A história é narrada em terceira pessoa e desde o início já envolve o leitor, pois é possível visualizar o cenário da narrativa, mas não só porque é um livro ilustrado. A narrativa vai sendo construída de forma que nos conduz a imaginar um cenário e a nos identificarmos com os sentimentos e questionamentos da protagonista, que é a própria Midria.

“Como ela era

a mistura de seus pais,

pensou que poderia

ser uma menina listrada,

preta e branca.

Mas será que ela gostaria de ficar

parecendo uma zebra?

Pensando bem, melhor não.”

À medida que a narrativa vai sendo construída e vamos chegando a pontos sensíveis da história, há pequenos flashbacks que explicam alguns conceitos relevantes para a sequência do relato. Para mim, esses flashbacks são geniais, pois eles apresentam definições bastante complexas, como disse anteriormente, de uma forma extremamente simples e didática.

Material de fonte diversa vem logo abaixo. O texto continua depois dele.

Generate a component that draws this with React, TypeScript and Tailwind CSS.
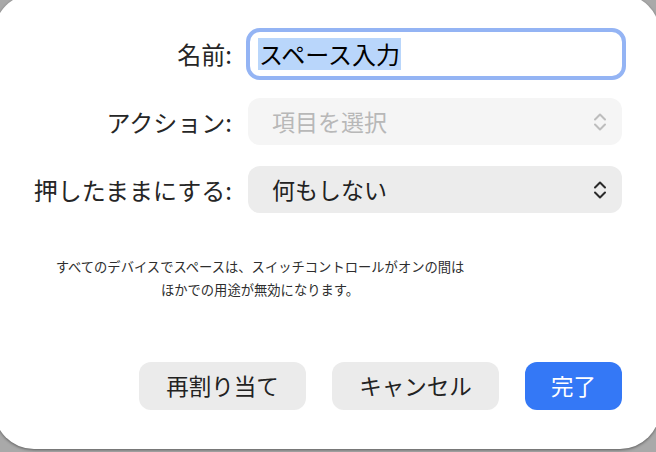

Fiquei refletindo sobre como, algumas vezes, não consegui adaptar minha linguagem para explicar racismo ou colorismo para alguma criança da minha família, e encontrei aqui essa linguagem mais adequada.

“Limpar (eugenia)

Para justificar a ideia de que pessoas negras eram inferiores às brancas, no fim do século 19 surgiu uma teoria chamada eugenia. Os eugenistas pregavam que havia uma diferença genética entre brancos e negros que deixava estes últimos em desvantagem, e pretendiam promover uma “limpeza” na sociedade, embranquecendo-a totalmente. No Brasil, incentivou-se a miscigenação (mistura das raças) para que esse objetivo fosse alcançado.”

O livro é bem curtinho, mas a história cativa desde o início e eu, pelo menos, consegui me ver em vários momentos, como na situação de me questionar e questionar os outros sobre a minha cor; a luta para aceitar e reconhecer a beleza e a força do meu cabelo; me inspirar nas minhas semelhantes; e incentivar as crianças com as quais tenho contato a se amarem e reconhecerem sua força.

“Por isso é que

escreveu esse livro.

Para deixar de ser a

menina que nasceu sem cor.

Para se tornar a menina

que carrega no corpo

o orgulho imenso de

poder gritar:

eu sou…

NEGRA”

Foi uma leitura bem prazerosa. Além de conhecermos a história da Midria, é possível ter um sentimento de reconhecimento e uma visão crítica de várias situações que enfrentamos quando mais jovens; mas sobre as quais, talvez, não paramos para refletir sobre mais criticamente. Além disso, achei incrível esse livro voltado para crianças e que envolve assuntos tão reais, atuais e sérios com sensibilidade e um texto acessível.